State the count of lines below in which the word "React" appears, and add nothing.

⟨

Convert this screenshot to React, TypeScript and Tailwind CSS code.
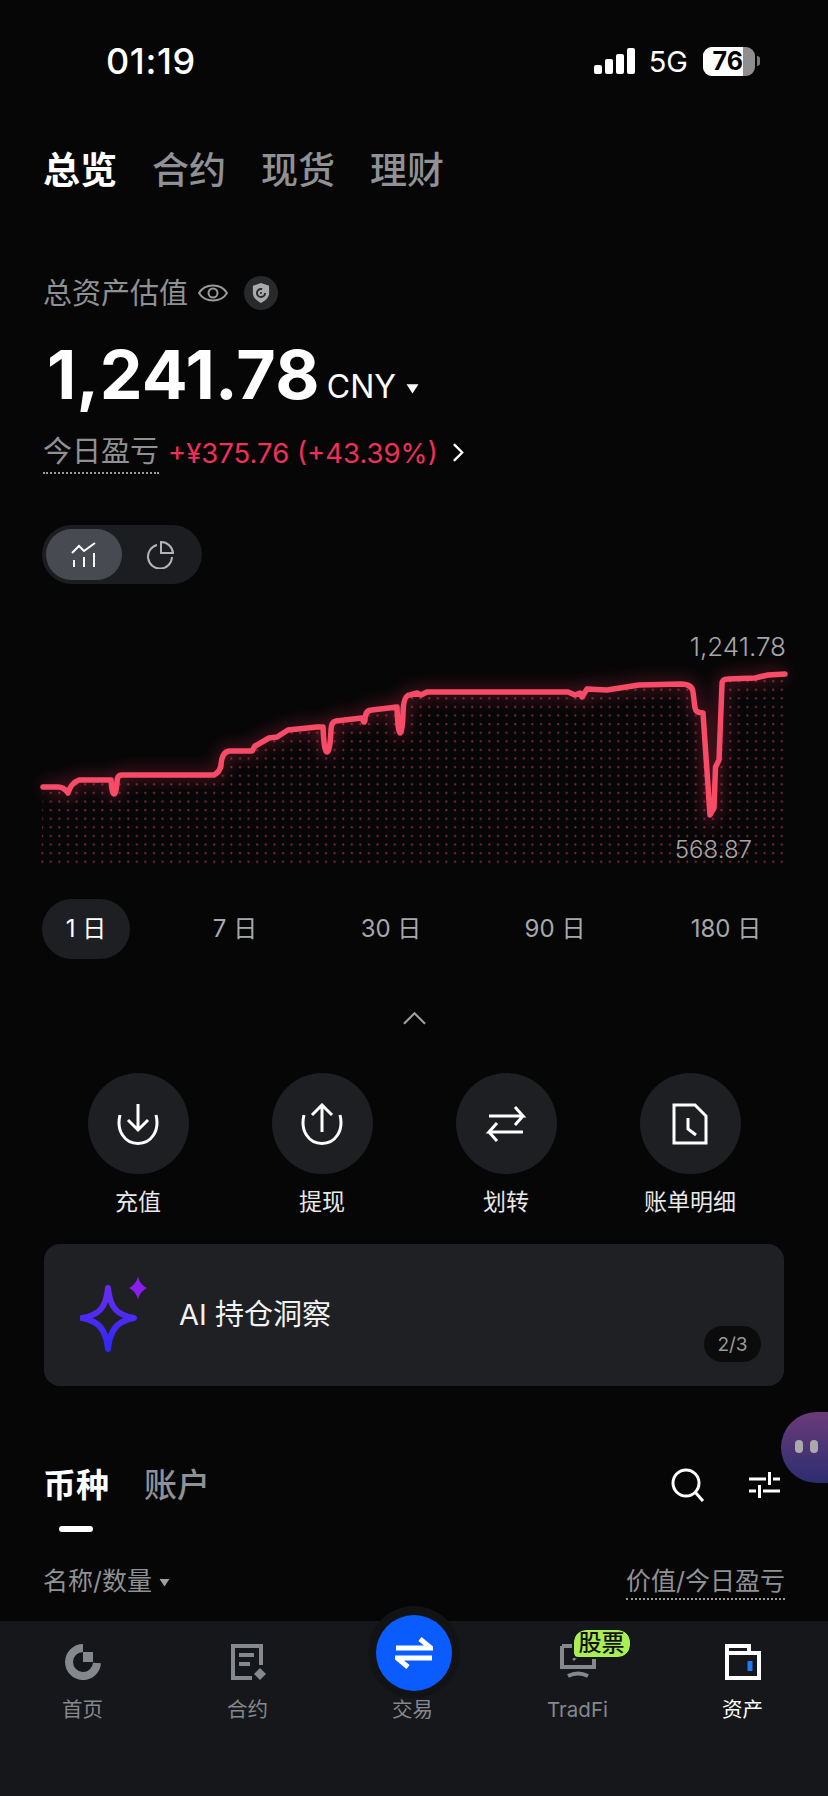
const LINE =
  "M43 787 L58 787 Q64 787 68 793 Q71 783 79 780 L111 780 Q112 794 114 794 Q116 794 117 782 Q117 775 122 775 L214 775 Q220 772 221 765 Q222 751 230 751 L252 751 L255 746 L269 738 L277 737 L288 730 L317 727 L323 727 Q324 752 327 752 Q330 752 331 730 Q331 722 336 721 L362 718 Q364 725 365 720 Q365 710 372 710 L397 707 Q398 733 400 733 Q402 733 403 715 Q403 695 410 695 L417 693 L421 695 L427 692 L568 692 L575 695 L580 693 L582 697 L587 689 L607 690 L639 685 L681 684 Q692 684 693 692 L695 708 Q696 713 703 713 L710 815 L714 808 L715.5 767 L719 760 L722 684 Q722 679 728 679 L755 678 L768 675 L785 674";

const font = "font-['Inter','Noto_Sans_CJK_SC',sans-serif]";

function Signal() {
  return (
    <div className="flex items-end gap-[3px] h-[26px]">
      <div className="w-[8px] h-[9px] rounded-[2px] bg-white" />
      <div className="w-[8px] h-[15px] rounded-[2px] bg-white" />
      <div className="w-[8px] h-[20px] rounded-[2px] bg-white" />
      <div className="w-[8px] h-[26px] rounded-[2px] bg-white" />
    </div>
  );
}

function Battery() {
  return (
    <div className="flex items-center gap-[2px]">
      <div className="w-[52px] h-[29px] rounded-[9px] overflow-hidden flex bg-[#8e8e8e]">
        <div className="w-[40px] h-full bg-white flex items-center justify-end">
          <span className="text-[25px] leading-none font-bold text-black">76</span>
        </div>
      </div>
      <div className="w-[3px] h-[10px] rounded-r-full bg-[#777]" />
    </div>
  );
}

function Triangle({ className }: { className: string }) {
  return (
    <svg viewBox="0 0 12 10" className={className} fill="currentColor">
      <path d="M0.5 1 H11.5 L6 9.5 Z" />
    </svg>
  );
}

function ActionCircle({ label, children }: { label: string; children: React.ReactNode }) {
  return (
    <div className="w-[184px] flex flex-col items-center">
      <div className="w-[101px] h-[101px] rounded-full bg-[#1d1f22] flex items-center justify-center">
        <svg viewBox="0 0 42 42" className="w-[42px] h-[42px]" fill="none" stroke="white" strokeWidth="3">
          {children}
        </svg>
      </div>
      <span className="mt-[13px] text-[23px] leading-[30px] text-[#e8e8e8]">{label}</span>
    </div>
  );
}

function NavItem({ label, active, children }: { label: string; active?: boolean; children?: React.ReactNode }) {
  return (
    <div className="w-[165px] flex flex-col items-center">
      <div className="relative w-[40px] h-[40px] flex items-center justify-center">{children}</div>
      <span className={`mt-[15px] text-[20.500px] leading-[26px] ${active ? "text-white" : "text-[#85888d]"}`}>{label}</span>
    </div>
  );
}

export default function App() {
  return (
    <div className={`${font} relative w-[828px] h-[1796px] overflow-hidden bg-[#060607] text-white flex flex-col`}>
      {/* status bar */}
      <div className="h-[148px] pt-[41px] pl-[106px] pr-[68px] shrink-0">
        <div className="h-[40px] flex items-center justify-between">
          <span className="text-[36px] font-medium leading-none tracking-[0.6px]">01:19</span>
          <div className="flex items-center">
            <Signal />
            <span className="ml-[14px] mr-[15px] text-[29px] leading-none">5G</span>
            <Battery />
          </div>
        </div>
      </div>

      {/* tabs */}
      <div className="h-[44px] pl-[43px] flex items-center gap-[35px] text-[37px] leading-none font-medium text-[#8f9194] shrink-0">
        <span className="text-white font-bold">总览</span>
        <span>合约</span>
        <span>现货</span>
        <span>理财</span>
      </div>

      {/* balance */}
      <div className="mt-[81px] h-[40px] pl-[43px] flex items-center text-[29px] leading-none text-[#8f9194] shrink-0">
        <span>总资产估值</span>
        <svg viewBox="0 0 30 22" className="ml-[10px] w-[30px] h-[22px]" fill="none" stroke="#9a9a9a" strokeWidth="2">
          <path d="M1 11 C7 1 23 1 29 11 C23 21 7 21 1 11 Z" />
          <circle cx="15" cy="11" r="4.5" />
        </svg>
        <div className="ml-[16px] w-[34px] h-[34px] rounded-full bg-[#28292b] flex items-center justify-center">
          <svg viewBox="0 0 20 22" className="w-[18px] h-[20px]">
            <path d="M10 0 L19 3 V11 C19 16 15 19.500 10 22 C5 19.500 1 16 1 11 V3 Z" fill="#aaaaaa" />
            <circle cx="10" cy="11" r="4.500" fill="none" stroke="#28292b" strokeWidth="2.200" strokeDasharray="22 6" />
            <circle cx="10" cy="11" r="1.200" fill="#28292b" />
          </svg>
        </div>
      </div>

      <div className="mt-[25px] h-[72px] pl-[47px] flex items-end shrink-0">
        <span className="text-[68px] leading-[72px] font-bold tracking-[0.3px]">1,241.78</span>
        <span className="ml-[7px] mb-[3px] text-[32px] leading-[40px]">CNY</span>
        <Triangle className="ml-[10px] mb-[16px] w-[13px] h-[11px] text-white" />
      </div>

      <div className="mt-[23px] h-[42px] pl-[43px] flex items-start shrink-0">
        <span className="h-[41px] text-[29px] leading-[38px] text-[#8f9194] border-b-2 border-dotted border-[#9a9a9a]">今日盈亏</span>
        <span className="ml-[9px] mt-[1px] text-[27.500px] leading-[38px] text-[#f0305a]">+¥375.76 (+43.39%)</span>
        <svg viewBox="0 0 14 22" className="ml-[14px] mt-[9px] w-[13px] h-[21px]" fill="none" stroke="white" strokeWidth="2.500">
          <path d="M2 2 L11 11 L2 20" />
        </svg>
      </div>

      {/* chart type switch */}
      <div className="mt-[50px] ml-[42px] w-[160px] h-[59px] rounded-full bg-[#1b1d20] p-[4px] flex items-center shrink-0">
        <div className="w-[76px] h-[51px] rounded-full bg-[#474a50] flex items-center justify-center">
          <svg viewBox="0 0 26 26" className="w-[26px] h-[26px]" fill="none" stroke="white" strokeWidth="2">
            <path d="M1 11 L8 4 L13 9 L24 1" />
            <path d="M3 25 V18 M13 25 V15 M23 25 V11" />
          </svg>
        </div>
        <div className="w-[76px] flex items-center justify-center">
          <svg viewBox="0 0 28 28" className="w-[28px] h-[28px]" fill="none" stroke="#b4b4b4" strokeWidth="2">
            <path d="M11 4 A12 12 0 1 0 26 16" />
            <path d="M15 1 A12 12 0 0 1 27 12 H15 Z" />
          </svg>
        </div>
      </div>

      {/* chart */}
      <div className="relative mt-[46px] h-[250px] shrink-0">
        <svg viewBox="0 630 828 250" className="w-[828px] h-[250px]" fill="none">
          <defs>
            <pattern id="dots" x="41" y="680" width="8.600" height="8.600" patternUnits="userSpaceOnUse">
              <circle cx="1.200" cy="1.200" r="1.100" fill="#d8405c" />
            </pattern>
            <clipPath id="under">
              <path d={`${LINE} L787 864 L41 864 Z`} />
            </clipPath>
            <filter id="glow" x="-5%" y="-30%" width="110%" height="160%">
              <feGaussianBlur stdDeviation="8" />
            </filter>
          </defs>
          <rect x="41" y="670" width="746" height="194" fill="url(#dots)" clipPath="url(#under)" opacity="0.6" />
          <path d={LINE} stroke="#ff3a5e" strokeWidth="10" opacity="0.3" filter="url(#glow)" />
          <path d={LINE} stroke="#f84b68" strokeWidth="5.500" strokeLinecap="round" strokeLinejoin="round" />
        </svg>
        <span className="absolute right-[42px] top-[2px] text-[26px] leading-[30px] font-light text-[#a6a6a6]">1,241.78</span>
        <span className="absolute right-[76px] top-[205px] text-[24px] leading-[30px] font-light text-[#a6a6a6]">568.87</span>
      </div>

      {/* range */}
      <div className="mt-[19px] h-[60px] pl-[42px] flex items-center text-[24px] leading-none text-[#a6a8ab] shrink-0">
        <div className="w-[88px] h-[60px] rounded-full bg-[#1d1f22] text-white flex items-center justify-center">1 日</div>
        <div className="w-[162px] text-center ml-[24px]">7 日</div>
        <div className="w-[150px] text-center">30 日</div>
        <div className="w-[178px] text-center">90 日</div>
        <div className="w-[164px] text-center">180 日</div>
      </div>

      <div className="mt-[52px] h-[20px] flex justify-center shrink-0">
        <svg viewBox="0 0 24 14" className="w-[23px] h-[14px]" fill="none" stroke="#a0a0a0" strokeWidth="2.200">
          <path d="M1 13 L12 2 L23 13" />
        </svg>
      </div>

      {/* actions */}
      <div className="mt-[42px] pl-[46px] flex shrink-0">
        <ActionCircle label="充值">
          <path d="M21 1 V27 M11 17 L21 27 L31 17" />
          <path d="M3 12 C-1 28 8 40.500 21 40.500 C34 40.500 43 28 39 12" />
        </ActionCircle>
        <ActionCircle label="提现">
          <path d="M21 29 V2 M11 12 L21 2 L31 12" />
          <path d="M3 12 C-1 28 8 40.500 21 40.500 C34 40.500 43 28 39 12" />
        </ActionCircle>
        <ActionCircle label="划转">
          <path d="M4 13 H38 L30 4 M38 13 L30 22" />
          <path d="M38 29 H4 L12 20 M4 29 L12 38" />
        </ActionCircle>
        <ActionCircle label="账单明细">
          <path d="M5 2 H26 L37 13 V40 H5 Z" />
          <path d="M19 15 V26 L27 32" />
        </ActionCircle>
      </div>

      {/* AI card */}
      <div className="mt-[27px] mx-[44px] h-[142px] rounded-[16px] bg-[#1e2024] relative flex items-center pl-[36px] shrink-0">
        <svg viewBox="0 0 68 76" className="w-[68px] h-[76px] -mt-[2px]" fill="none">
          <defs>
            <linearGradient id="spark" x1="0" y1="0" x2="0" y2="1">
              <stop offset="0" stopColor="#6a2cf0" />
              <stop offset="1" stopColor="#3028f5" />
            </linearGradient>
          </defs>
          <path d="M28 12 C30 32 37 39 54 42 C37 45 30 54 28 73 C26 54 19 45 2 42 C19 39 26 32 28 12 Z" stroke="url(#spark)" strokeWidth="6" strokeLinejoin="round" />
          <path d="M58 0 C59 6 63 10 67 12 C63 14 59 18 58 24 C57 18 53 14 49 12 C53 10 57 6 58 0 Z" fill="#8a1df0" />
        </svg>
        <span className="ml-[31px] -mt-[2px] text-[29px] leading-none text-[#f2f2f2]">AI 持仓洞察</span>
        <div className="absolute right-[23px] bottom-[24px] w-[57px] h-[36px] rounded-full bg-[#0b0b0c] flex items-center justify-center text-[19px] leading-none text-[#9a9a9a]">2/3</div>
      </div>

      {/* coin / account */}
      <div className="mt-[74px] h-[50px] pl-[43px] pr-[47px] flex items-center justify-between shrink-0">
        <div className="flex gap-[35px] text-[33px] leading-none font-medium">
          <span className="font-bold">币种</span>
          <span className="text-[#8f9194]">账户</span>
        </div>
        <div className="flex items-center gap-[43px]">
          <svg viewBox="0 0 34 34" className="w-[34px] h-[34px]" fill="none" stroke="white" strokeWidth="3">
            <circle cx="15" cy="15" r="13" />
            <path d="M24 24 L32 33" />
          </svg>
          <svg viewBox="0 0 33 28" className="w-[33px] h-[28px]" fill="none" stroke="white" strokeWidth="3">
            <path d="M1 8 H18 M25 8 H32 M21.500 1 V14" />
            <path d="M1 20 H8 M15 20 H32 M11.500 14 V27" />
          </svg>
        </div>
      </div>
      <div className="mt-[16px] ml-[59px] w-[34px] h-[6px] rounded-full bg-white shrink-0" />

      {/* table head */}
      <div className="mt-[32px] h-[36px] pl-[43px] pr-[43px] flex items-start justify-between text-[25px] leading-[34px] text-[#8f9194] shrink-0">
        <div className="flex items-center">
          <span>名称/数量</span>
          <Triangle className="ml-[7px] mt-[2px] w-[11px] h-[9px] text-[#a0a0a0]" />
        </div>
        <span className="h-[36px] border-b-2 border-dotted border-[#9a9a9a]">价值/今日盈亏</span>
      </div>

      {/* bottom nav */}
      <div className="relative mt-[21px] flex-1 bg-[#15171a] pt-[21px] flex justify-start">
        <div className="absolute left-[368px] -top-[15px] w-[92px] h-[92px] rounded-full bg-[#111315]" />
        <div className="absolute left-[376px] -top-[6px] w-[76px] h-[76px] rounded-full bg-[#0b5cff] flex items-center justify-center">
          <svg viewBox="0 0 38 32" className="w-[38px] h-[32px]" fill="none" stroke="white" strokeWidth="5">
            <path d="M1 11 H36 L25 2" />
            <path d="M37 21 H2 L13 30" />
          </svg>
        </div>
        <NavItem label="首页">
          <svg viewBox="0 0 36 36" className="w-[36px] h-[36px]" fill="none">
            <path d="M18 4 A14 14 0 1 0 32 19" stroke="#85888d" strokeWidth="8" />
            <rect x="18" y="8" width="10" height="10" fill="#85888d" />
          </svg>
        </NavItem>
        <NavItem label="合约">
          <svg viewBox="0 0 36 38" className="w-[36px] h-[38px]" fill="none" stroke="#85888d" strokeWidth="4">
            <path d="M22 35 H3 V3 H31 V22" />
            <path d="M9 12 H24 M9 21 H20" />
            <path d="M30 25 L36 31 L30 37 L24 31 Z" fill="#85888d" stroke="none" />
          </svg>
        </NavItem>
        <NavItem label="交易" />
        <NavItem label="TradFi">
          <svg viewBox="0 0 36 34" className="w-[36px] h-[34px] -mt-[3px]" fill="none" stroke="#85888d" strokeWidth="4">
            <path d="M2 2 V23 H34 V2 M2 2 H14" />
            <path d="M8 32 Q18 27 28 32" />
            <path d="M13 16 L18 12 H27" strokeWidth="2.500" />
          </svg>
          <div className="absolute left-[16px] -top-[12px] w-[56px] h-[27px] rounded-[12px] rounded-bl-[4px] bg-[#a9ee54] outline-2 outline-[#15171a] flex items-center justify-center text-[23px] leading-none font-medium text-[#111]">股票</div>
        </NavItem>
        <NavItem label="资产" active>
          <svg viewBox="0 0 36 36" className="w-[36px] h-[36px]" fill="none" stroke="white" strokeWidth="4">
            <path d="M2 34 V2 H24 V9 H34 V34 Z" />
            <path d="M2 9 H24" />
            <path d="M25 17 V27" stroke="#1f7bf2" strokeWidth="5" />
          </svg>
        </NavItem>
      </div>

      {/* floating assistant */}
      <div className="absolute left-[781px] top-[1412px] w-[60px] h-[71px] rounded-l-full bg-gradient-to-b from-[#6b3a78] to-[#2b2d70] flex gap-[7px] pt-[28px] pl-[14px]">
        <div className="w-[8px] h-[13px] rounded-full bg-[#aaaaaa]" />
        <div className="w-[8px] h-[13px] rounded-full bg-[#aaaaaa]" />
      </div>
    </div>
  );
}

⟩

▶ Task result
3